Buffalo grocery stores are struggling to keep up with heavy demand after reopening in the wake of Winter Storm Elliott.
Local outlets reported bare shelves and a lack of items including fresh produce, bread, and eggs.
Response to the storm, and lack of access to essential items, has shed light on structural inequality in the city.
As Buffalo emerges from a harrowing winter storm that has killed dozens of people and trapped several residents in their homes without heat, many are struggling to find basic necessities at grocery stores.
With roads clearing and companies reopening, the surge of demand has left many stores in the Western New York city unable to keep shelves stocked, according to local outlets. The response to the storm, as well as a pronounced lack of access to essential goods among working class communities of color, also has exacerbated disparities in class and the racial divide in one of the nation's poorest cities.
Shoppers at a Tops grocery store told WIVB Buffalo that they are struggling to find basic items like fresh produce, lunch meat, eggs, bread, and baby formula.
"We came out just to pick up a couple items.

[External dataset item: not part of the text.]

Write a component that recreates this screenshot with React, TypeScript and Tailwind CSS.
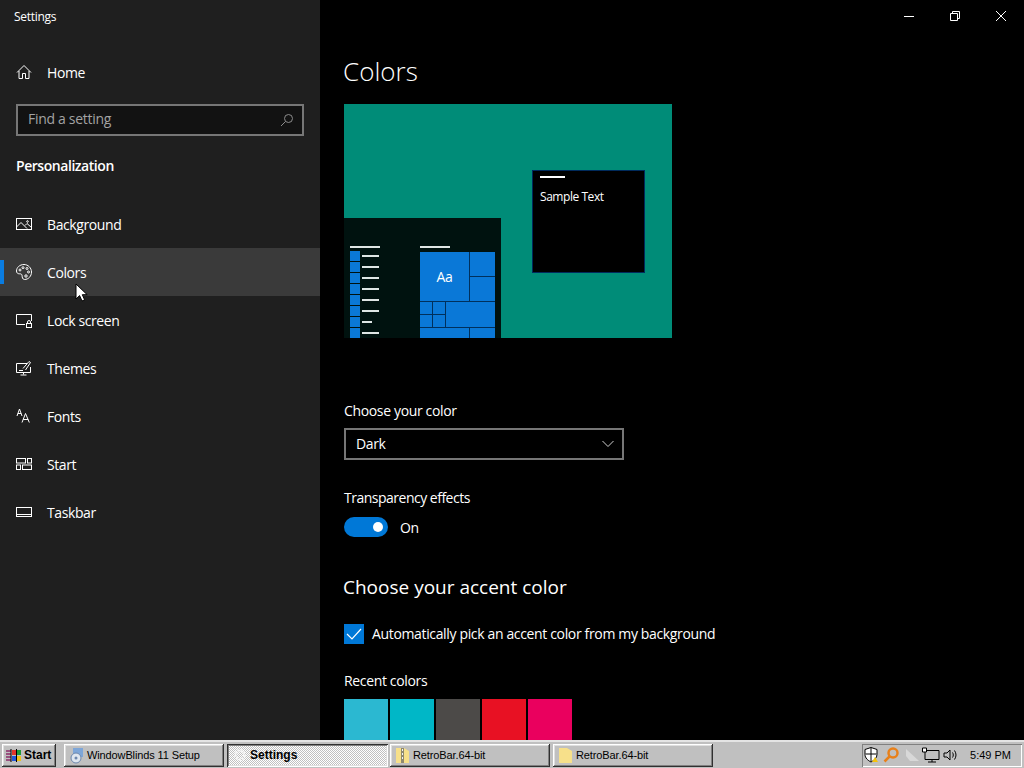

Unfortunately they ran out of lunch meat, brown beef, bread, but hopefully we can find everything we want," Carl Phillips and Sandra Jackson told WIVB Buffalo. "There is some items left here, but not very much, you just grab what you can and be thankful."
"There's a lot of empty ... especially the fresh stuff, produce, bread, but it seems like everything else is picking up," Tony Pecoraro, another Tops shopper, told WIVB Buffalo.
WIVB Buffalo reporter Sarah Minkewicz shared photos of the empty shelves on Twitter.
Working class communities of color especially are having a difficult time finding groceries and essentials, as the storm has shed light on persistent structural inequality in the city, including inadequate housing, food desserts, and lack of government funding, according to The Washington Post.
Of the 39 people reported dead from the storm, 31 hailed from Buffalo, a majority of which were people of color found outside or trapped in cars, the Post reported.
"This area is so heavily impacted by these systemic issues, and it's largely because of poverty," Al Robinson, a Christian leader in Buffalo who helped house residents displaced by the storm in his church, told The Washington Post. "And impoverished people happen to be people of color."